In my studies of the US Fortune 100 I see slightly improved
reporting on HR from last year—but nothing so dramatic that HR would
guess that a monumental change in their role is underway.
There are a few companies—GE and IBM are the two best—who seem
to have a good handle on human capital, but they are exceptions.
What the VP HR has to worry about, is that one day the CFO will
simply decide “I need to report on this, but I’ve never got anything
useful from our own HR department and they seem only dimly aware of this
issue. I’m bringing in a
consultant.” HR risks
finding themselves sitting off to the side as the CFO and CEO decide how
to manage human capital. I
don’t expect HR professionals to read through tedious documents like
German Accounting Standard 15 and they don’t need to.
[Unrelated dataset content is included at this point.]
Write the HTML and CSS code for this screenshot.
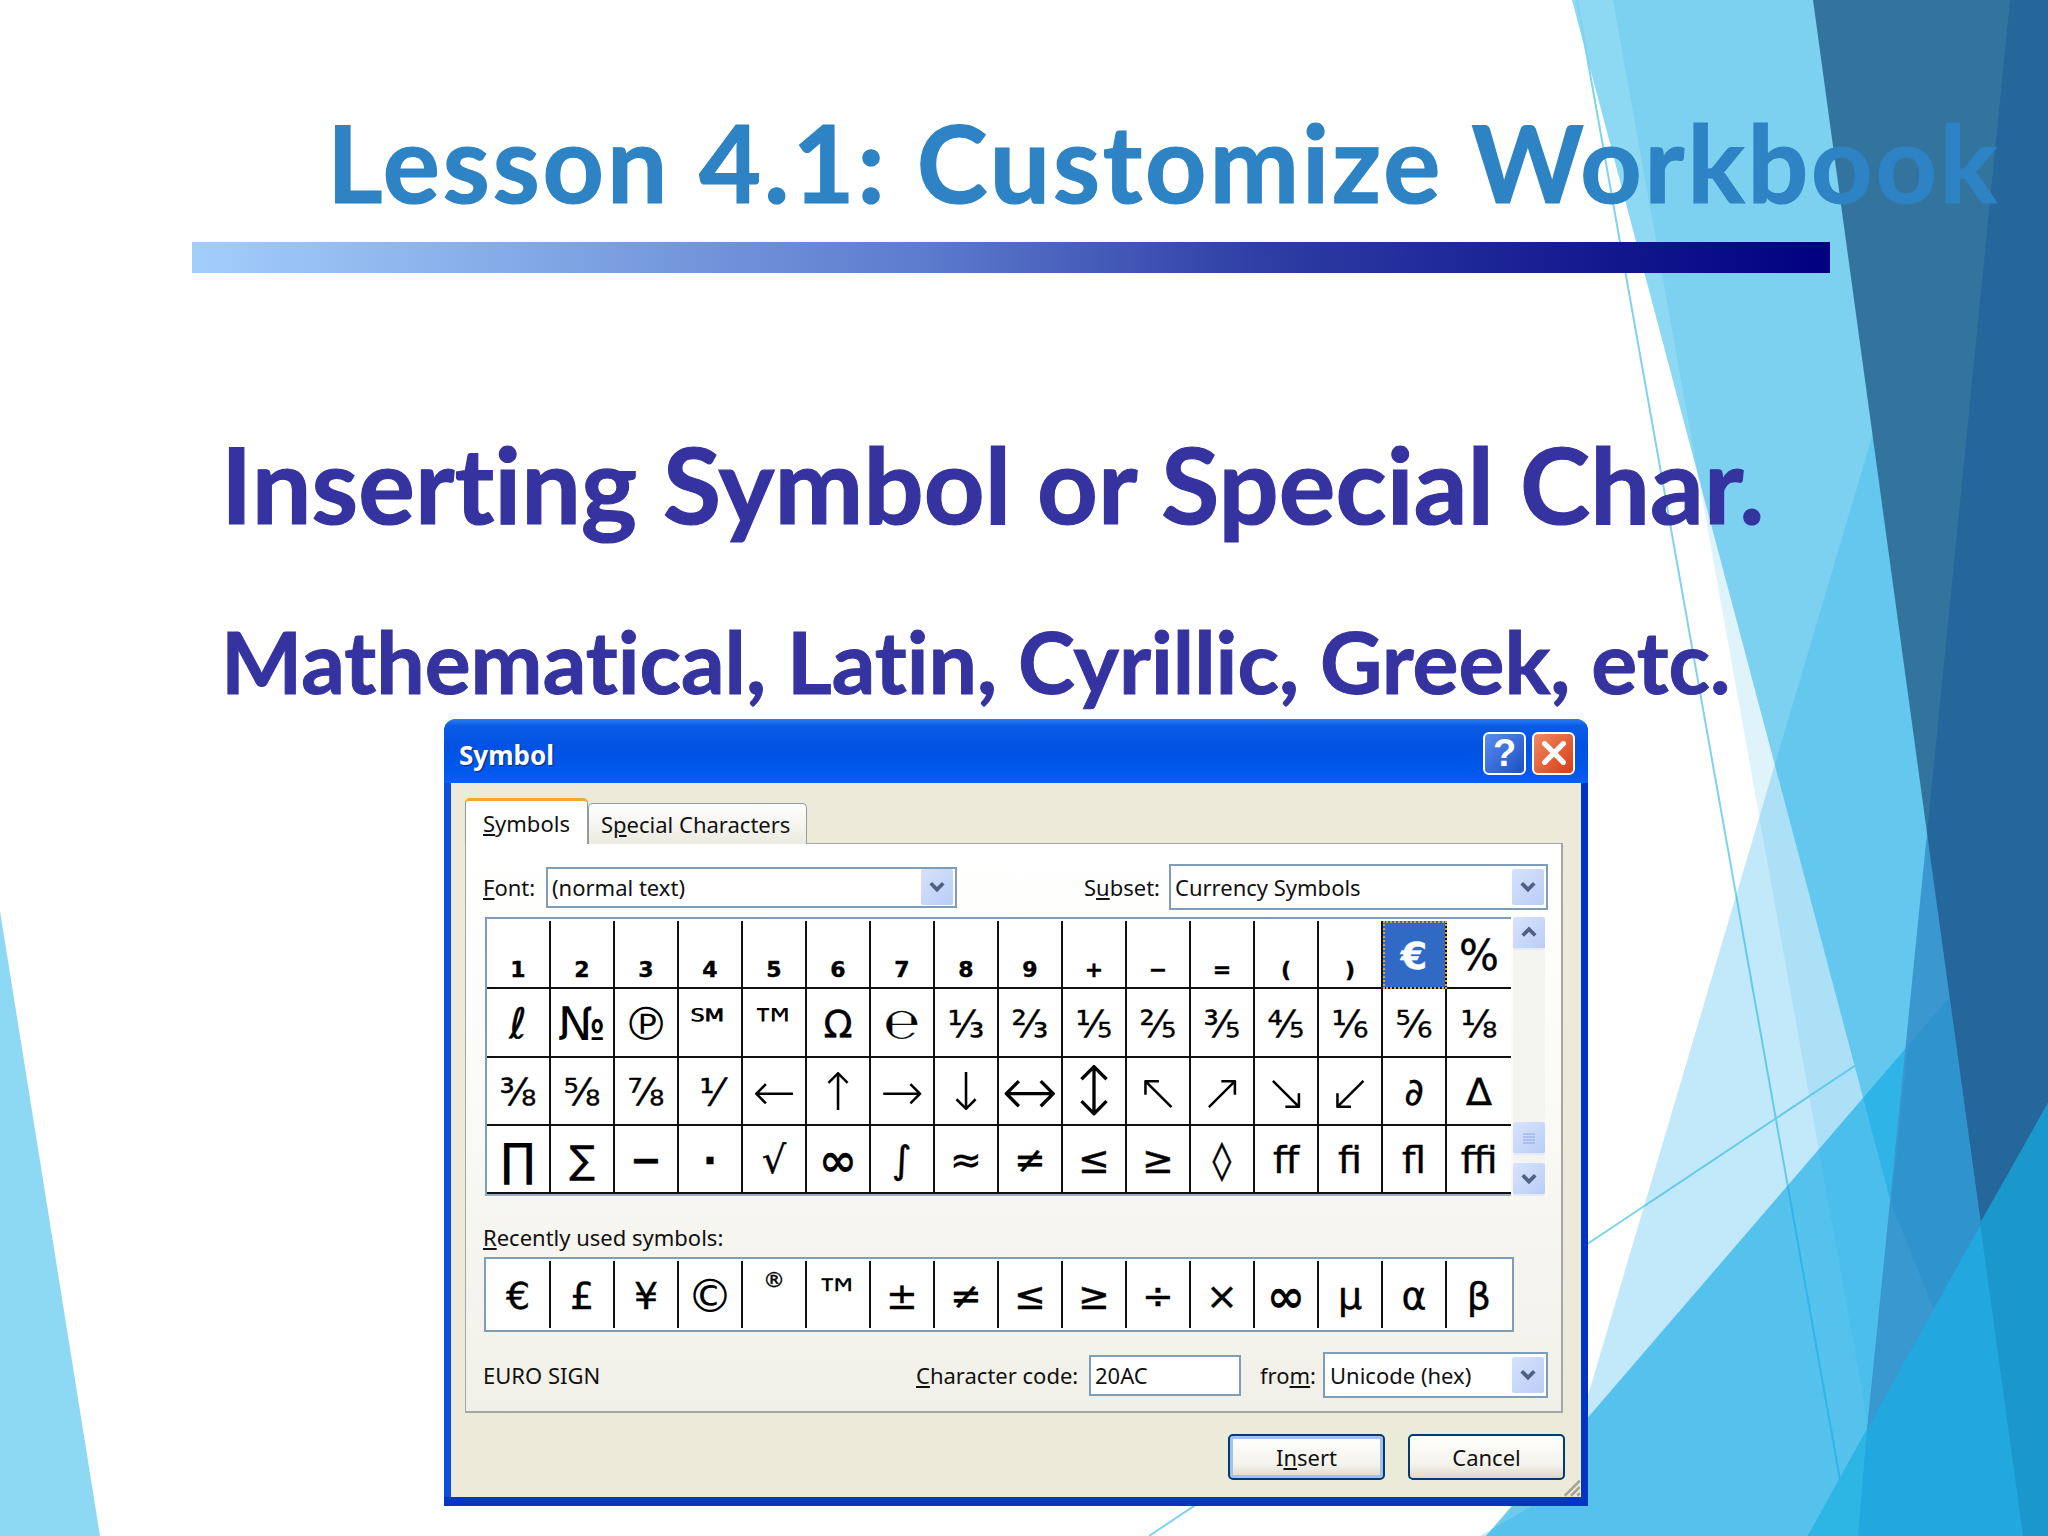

While there are many different comments, advisories and guidelines
issued by various accounting bodies it all boils down to one basic idea.
What the accounting bodies, financial regulators and investors want
is for companies to provide some useful information to help them
understand how human capital is impacting the firm.
For example, if the company is making a big investment in training
as part of a strategic shift then please tell us because otherwise it just
shows up as a big cost on the income statement and we’ll think the
company is in trouble. But
accountants and finance professionals don’t know what to ask about human
capital, so their ‘guidance’ is vague.
This is yet another reason why the VP HR really does not want the
CFO to take the lead in reporting on human capital.
Basically, although not in so many words, the finance community is
asking HR “Please tell us what we ought to know.” HR
should start providing a small report with information suitable for the
Board and investors. The CEO may not feel ready to release this, but he or
she needs to see something tangible that is aimed at that audience. If HR
VPs spent their lives reviewing the literature of accounting
intelligentsia then they would already be working on this.
However the push to disclose more about intangibles is largely
happening below the radar, and it’s really time for a proactive HR
department to step up to the plate. What’s
the win? Well the obvious win
is that it preempts the scenario of the CFO feeling forced to step in and
do it themselves, because HR showed no initiative.
On a more positive note it will take HR to a whole new level in the
organization, a level that reflects the dominant role human capital plays
in creating wealth in the global economy.